The problem is endemic racism among New York City cops. The problem is by no means peculiar to New York—it’s probably less serious in New York than in a lot of other places—but it is real nonetheless. It is a reality that the police will never acknowledge.   At least since the 1960s, when police opposition successfully defeated a proposed police Civilian Complaint Review Board, the police organizations have been committed to the notion that police brutality and racism are for all practical purposes non-existent, that they are politically motivated fantasies.

DeBlasio, too, can’t openly name the problem. His success as mayor will depend in part on his ability to demonstrate that his progressive policy agenda is compatible with the maintenance of law and order.   (A well-worn right-wing trope is that liberalism was responsible for New York’s disorder and decline in the 70s, 80s and 90s.) For that, he needs the cooperation, at least grudging cooperation, of the agents of law and order. So, he can’t afford to be in a permanent state of cold war with the police. Which means that he must tread carefully in alluding to police racism. Even his relatively mild and indirect allusion to the problem, his revealing that he had counseled his biracial son to be very careful in encounters with police officers, evoked a furious reaction from the police, a reaction that is in itself indicative of the gulf of incomprehension that separates the police from minority communities.

So, DeBlasio has to walk a fine line. His own convictions as well as political realities require that he acknowledge the pain and outrage manifested in the recent wave of demonstrations against police abuse.   But political realities also require that he come to some modus vivendi with the police, who refuse to recognize any fault on their part.   He’s got a tough job.

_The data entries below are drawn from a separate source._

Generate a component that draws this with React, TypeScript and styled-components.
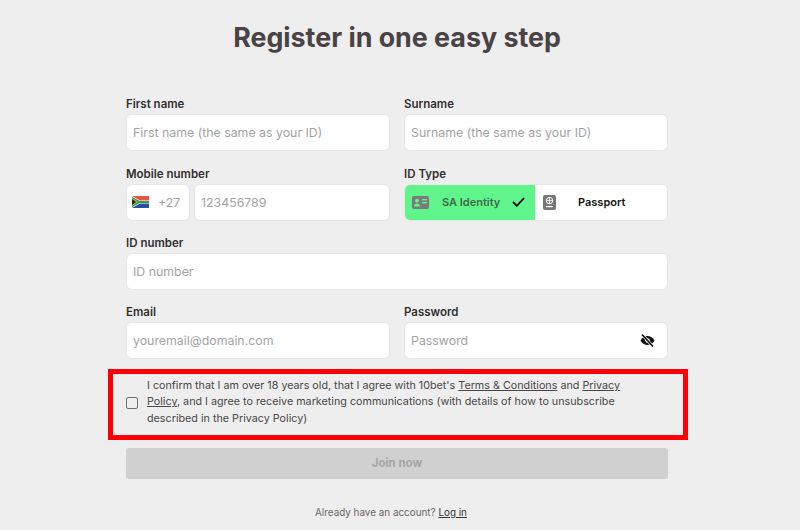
import React from "react";
import styled, { createGlobalStyle } from "styled-components";

const GlobalStyle = createGlobalStyle`
  html, body {
    margin: 0;
    padding: 0;
    background: #eeeeee;
    font-family: Inter, "Liberation Sans", sans-serif;
  }
  * {
    box-sizing: border-box;
  }
`;

const Page = styled.div`
  width: 794px;
  height: 530px;
  overflow: hidden;
  padding-top: 21px;
  display: flex;
  flex-direction: column;
  align-items: center;
`;

const Title = styled.h1`
  margin: 0;
  font-size: 26.8px;
  line-height: 33px;
  font-weight: 700;
  color: #4a4345;
`;

const Form = styled.form`
  width: 542px;
  margin-top: 43.4px;
  display: flex;
  flex-direction: column;
`;

const Row = styled.div`
  display: flex;
  gap: 14px;
  margin-bottom: 15.33px;
`;

const Field = styled.div`
  flex: 1;
  min-width: 0;
`;

const Label = styled.label`
  display: block;
  font-size: 11.5px;
  line-height: 15px;
  font-weight: 600;
  color: #333031;
  margin-bottom: 2px;
`;

const Input = styled.input`
  display: block;
  width: 100%;
  height: 37px;
  border: 1px solid #e6e6e6;
  border-radius: 6px;
  background: #fff;
  padding: 0 6px;
  font-family: inherit;
  font-size: 12.35px;
  color: #333;
  outline: none;

  &::placeholder {
    color: #a3a3a3;
    opacity: 1;
  }
`;

const PhoneRow = styled.div`
  display: flex;
  gap: 4px;
`;

const Prefix = styled.div`
  flex: none;
  width: 64px;
  height: 37px;
  border: 1px solid #e6e6e6;
  border-radius: 6px;
  background: #fff;
  display: flex;
  align-items: center;
  padding-left: 5px;
  gap: 9px;
  font-size: 12.35px;
  color: #a3a3a3;
`;

const Segments = styled.div`
  display: flex;
  height: 37px;
  border-radius: 6px;
  overflow: hidden;
  background: #fff;
  border: 1px solid #e6e6e6;
`;

const Segment = styled.div<{ $active?: boolean }>`
  flex: none;
  width: ${(p) => (p.$active ? "130px" : "132px")};
  display: flex;
  align-items: center;
  padding-left: ${(p) => (p.$active ? "7px" : "8px")};
  background: ${(p) => (p.$active ? "#60f58a" : "#fff")};
  font-size: 11px;
  font-weight: 600;
  color: ${(p) => (p.$active ? "#3d6a4a" : "#111")};
`;

const SegmentText = styled.span<{ $gap: number }>`
  margin-left: ${(p) => p.$gap}px;
`;

const Check = styled.svg`
  margin-left: 12px;
`;

const PasswordBox = styled.div`
  position: relative;
`;

const EyeButton = styled.span`
  position: absolute;
  right: 13px;
  top: 11px;
  display: flex;
`;

const Consent = styled.div`
  width: 580px;
  height: 71px;
  margin: -6px 0 8px -18px;
  border: 5px solid #fb0007;
  padding: 0 13px 3px;
  display: flex;
  align-items: center;
  gap: 9px;
`;

const CheckBox = styled.span`
  flex: none;
  width: 12px;
  height: 12px;
  border: 1.5px solid #6f6f6f;
  border-radius: 2px;
`;

const ConsentText = styled.p`
  margin: 0;
  width: 490px;
  font-size: 10.75px;
  line-height: 16.5px;
  color: #4a4648;
`;

const TextLink = styled.a`
  color: inherit;
  text-decoration: underline;
`;

const JoinButton = styled.button`
  height: 31px;
  border: none;
  border-radius: 3px;
  background: #d0d0d0;
  color: #a5a5a5;
  font-family: inherit;
  font-size: 11.5px;
  font-weight: 700;
`;

const Footer = styled.p`
  margin: 26px 0 0;
  padding-right: 12px;
  text-align: center;
  font-size: 9.9px;
  line-height: 14px;
  color: #6a6668;
`;

const FooterLink = styled(TextLink)`
  color: #333;
`;

const Flag = () => (
  <svg width="17" height="12" viewBox="0 0 17 12">
    <rect width="17" height="6" fill="#e8553f" />
    <rect y="6" width="17" height="6" fill="#2a4f9c" />
    <path d="M0 0l8 4.6h9v2.8H8L0 12z" fill="#fff" />
    <path d="M0 0.8l7.6 4.3h9.4v1.8H7.6L0 11.2z" fill="#2f9e5b" />
    <path d="M0 2l5.6 4L0 10z" fill="#e6b93a" />
    <path d="M0 3l4.2 3L0 9z" fill="#222" />
  </svg>
);

const IdCardIcon = () => (
  <svg width="17" height="13" viewBox="0 0 17 13">
    <rect width="17" height="13" rx="2" fill="#7a7a7a" />
    <circle cx="5" cy="4.7" r="1.9" fill="#60f58a" />
    <path d="M2 10.5c0-2 1.4-3 3-3s3 1 3 3z" fill="#60f58a" />
    <rect x="10" y="3" width="5" height="1.4" fill="#60f58a" />
    <rect x="10" y="6" width="5" height="1.4" fill="#60f58a" />
  </svg>
);

const PassportIcon = () => (
  <svg width="13" height="15" viewBox="0 0 13 15">
    <rect width="13" height="15" rx="2" fill="#777" />
    <circle cx="6.5" cy="5.6" r="3.2" fill="none" stroke="#fff" strokeWidth="1" />
    <path d="M3.3 5.6h6.4M6.5 2.4v6.4" stroke="#fff" strokeWidth="0.8" />
    <rect x="3" y="11" width="7" height="1.2" fill="#fff" />
  </svg>
);

const CheckMark = () => (
  <Check width="13" height="10" viewBox="0 0 13 10">
    <path d="M1 5l3.8 3.8L12 1.2" fill="none" stroke="#111" strokeWidth="1.8" />
  </Check>
);

const EyeOffIcon = () => (
  <svg width="15" height="15" viewBox="0 0 15 15">
    <path
      d="M0.5 7.5C2 4.6 4.5 3 7.5 3s5.5 1.6 7 4.5c-1.5 2.9-4 4.5-7 4.5s-5.5-1.6-7-4.5z"
      fill="#111"
    />
    <circle cx="7.5" cy="7.5" r="2.2" fill="#fff" />
    <path d="M2 1.5l11 12" stroke="#fff" strokeWidth="2.6" />
    <path d="M2 1.5l11 12" stroke="#111" strokeWidth="1.7" />
  </svg>
);

export default function App() {
  return (
    <Page>
      <GlobalStyle />
      <Title>Register in one easy step</Title>
      <Form>
        <Row>
          <Field>
            <Label>First name</Label>
            <Input placeholder="First name (the same as your ID)" />
          </Field>
          <Field>
            <Label>Surname</Label>
            <Input placeholder="Surname (the same as your ID)" />
          </Field>
        </Row>
        <Row>
          <Field>
            <Label>Mobile number</Label>
            <PhoneRow>
              <Prefix>
                <Flag />
                +27
              </Prefix>
              <Input placeholder="123456789" />
            </PhoneRow>
          </Field>
          <Field>
            <Label>ID Type</Label>
            <Segments>
              <Segment $active>
                <IdCardIcon />
                <SegmentText $gap={13}>SA Identity</SegmentText>
                <CheckMark />
              </Segment>
              <Segment>
                <PassportIcon />
                <SegmentText $gap={22}>Passport</SegmentText>
              </Segment>
            </Segments>
          </Field>
        </Row>
        <Row>
          <Field>
            <Label>ID number</Label>
            <Input placeholder="ID number" />
          </Field>
        </Row>
        <Row>
          <Field>
            <Label>Email</Label>
            <Input placeholder="youremail@domain.com" />
          </Field>
          <Field>
            <Label>Password</Label>
            <PasswordBox>
              <Input placeholder="Password" />
              <EyeButton>
                <EyeOffIcon />
              </EyeButton>
            </PasswordBox>
          </Field>
        </Row>
        <Consent>
          <CheckBox />
          <ConsentText>
            I confirm that I am over 18 years old, that I agree with 10bet's{" "}
            <TextLink>Terms &amp; Conditions</TextLink> and{" "}
            <TextLink>Privacy Policy</TextLink>, and I agree to receive marketing
            communications (with details of how to unsubscribe described in the
            Privacy Policy)
          </ConsentText>
        </Consent>
        <JoinButton type="button">Join now</JoinButton>
        <Footer>
          Already have an account? <FooterLink>Log in</FooterLink>
        </Footer>
      </Form>
    </Page>
  );
}
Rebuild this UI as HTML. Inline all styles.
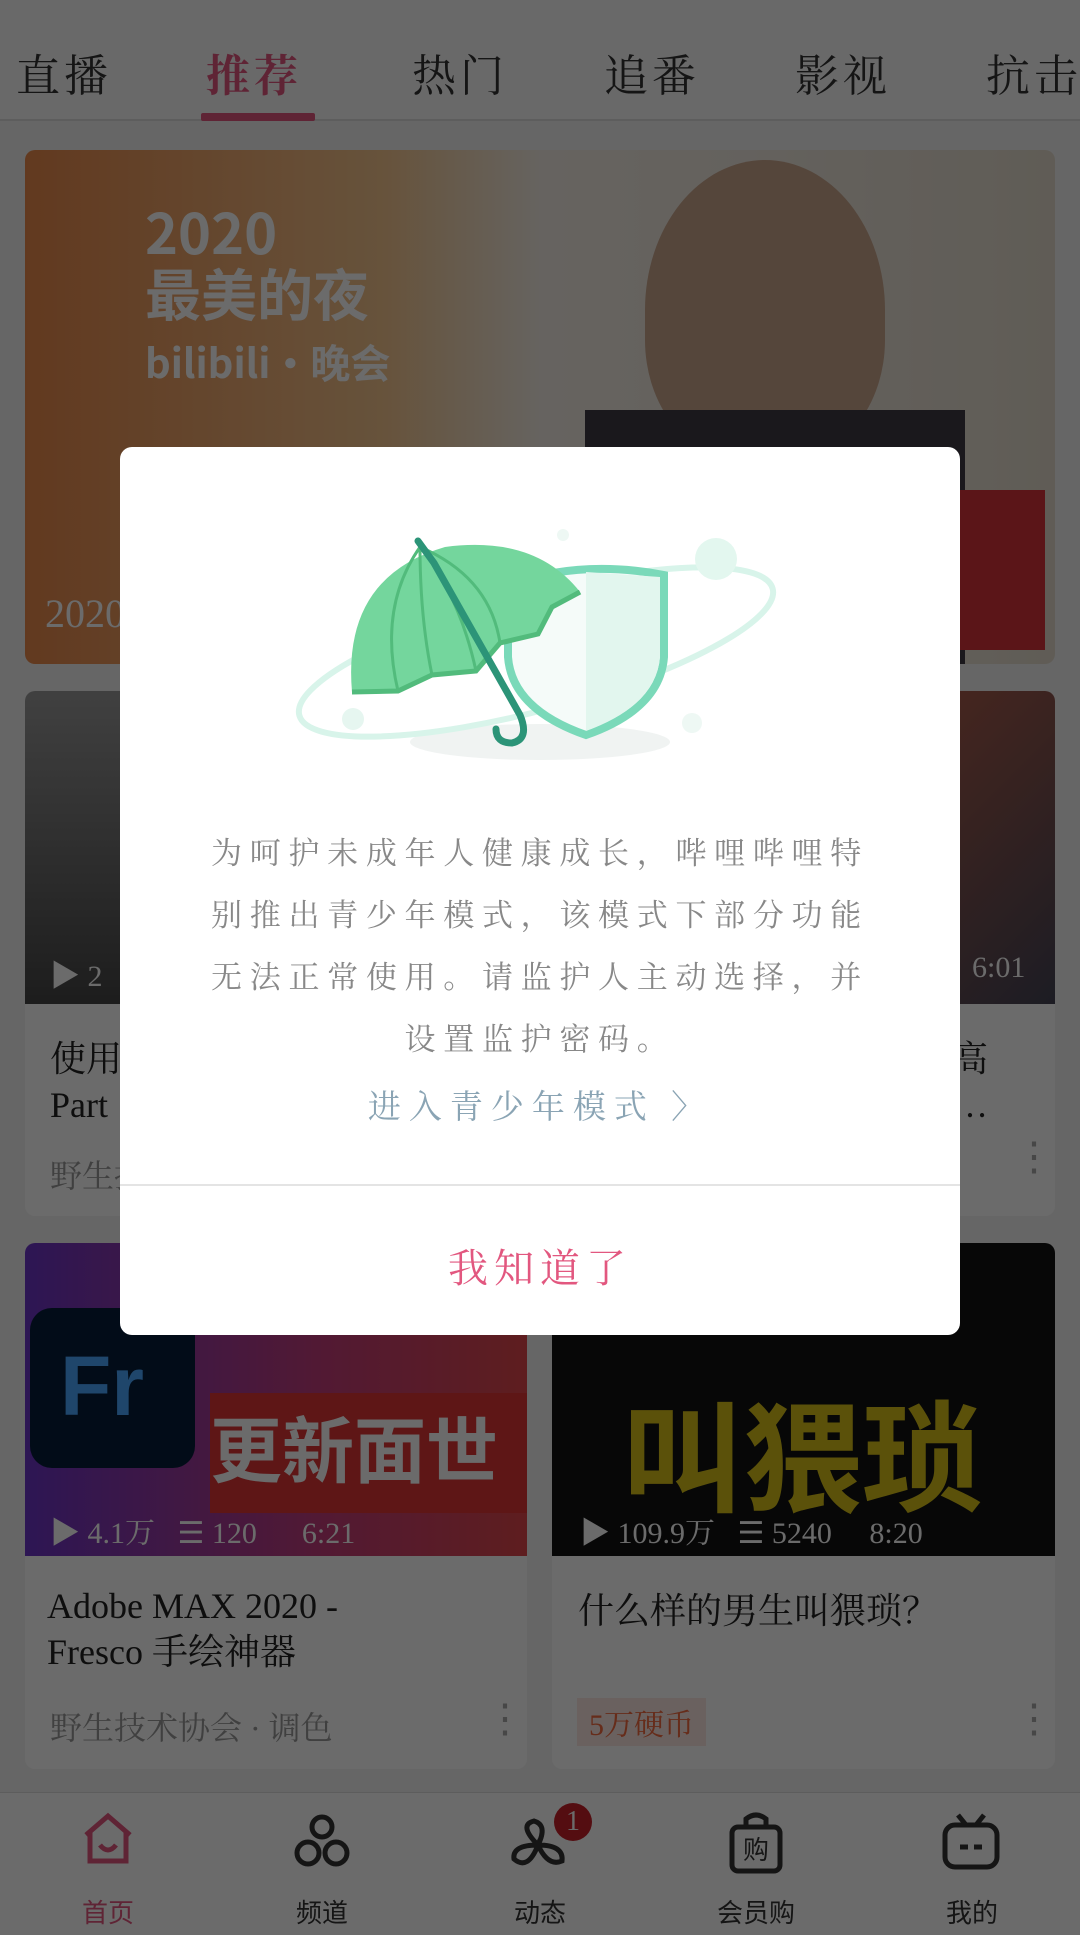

DeBlasio’s challenge is all the greater thanks to New York’s tabloid newspapers, the Daily News and the New York Post. The NY Times has supported the mayor editorially and has provided reasonably balanced coverage of his police problems, but most cops don’t read the Times. The News has been unabashedly partisan in the pro-police bias of its news coverage, but the News has been restrained compared to the Post. People who don’t live in New York, or New Yorkers who only look at the Times, might find it hard to imagine just how bad a so-called newspaper can be. Suffice it to say that the Post makes Fox News look like a paragon of journalistic responsibility and integrity.   Day after day the Post’s “news” pages have poured out anti-Deblasio vitriol, often in screaming front page headlines and two-page spreads.   So, one tabloid provides the cops with daily vindication for their rancor while the other actively incites them.   This is undoubtedly an important part of the explanation for the brazenness of the police’s freely expressed, self-righteous contempt for civilian authority.